Mais, d’autres intérêts, aussi légitimes sans doute, quoique moins respectables au point de vue de l’art, se manifestèrent à la faveur de la crise wagnérienne. « Le patriotisme a bon dos », écrivait M. Saint-Saëns, retour de Bayreuth, en 1876. Aussi, lorsque, en 1887, devant l’Eden, en 1891 et en 1893, devant l’Opéra, le populaire parisien, dûment excité par une presse chauvine à scandale, vint manifester contre Wagner, attribua-t-on à ses sentiments patriotiques une agitation factice. Or, tout le bruit fait autour de Lohengrin ou de la Walkyrie, on le sait aujourd’hui[1], était encouragé surtout par la presse de certains éditeurs de musique et par d’autres journaux qui, de bonne foi ou non, firent chorus contre l’auteur d’Une Capitulation.

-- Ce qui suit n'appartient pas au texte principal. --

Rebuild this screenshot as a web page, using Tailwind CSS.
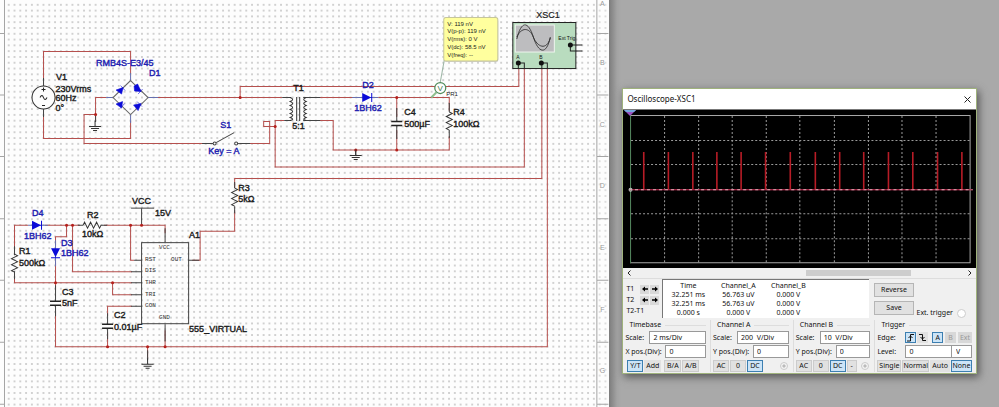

Les inepties prodiguées vers 1860 contre Wagner (il en était de même en Allemagne, ne l’oublions pas), parurent revues et augmentées, au bénéfice éventuel des musiciens français, croyait-on, mais en réalité, au profit escompté de certains marchands de musique parisiens qui pensaient, en mettant Wagner en interdit pour cause de gallophobie, prolonger l’agonie de Meyerbeer et consorts.

  1. Voir ci-dessus p. 12. Plus récemment encore, dans un article du Correspondant intitulé Musique française et Musique allemande, notre confrère Michel Brenet, dont on connaît lu sûre érudition et la parfaite impartialité, a fort justement réduit le scandale de Lohengrin à une simple question d’intérêt. Le reste, en effet, n’est que littérature, et fort mauvaise, le plus souvent.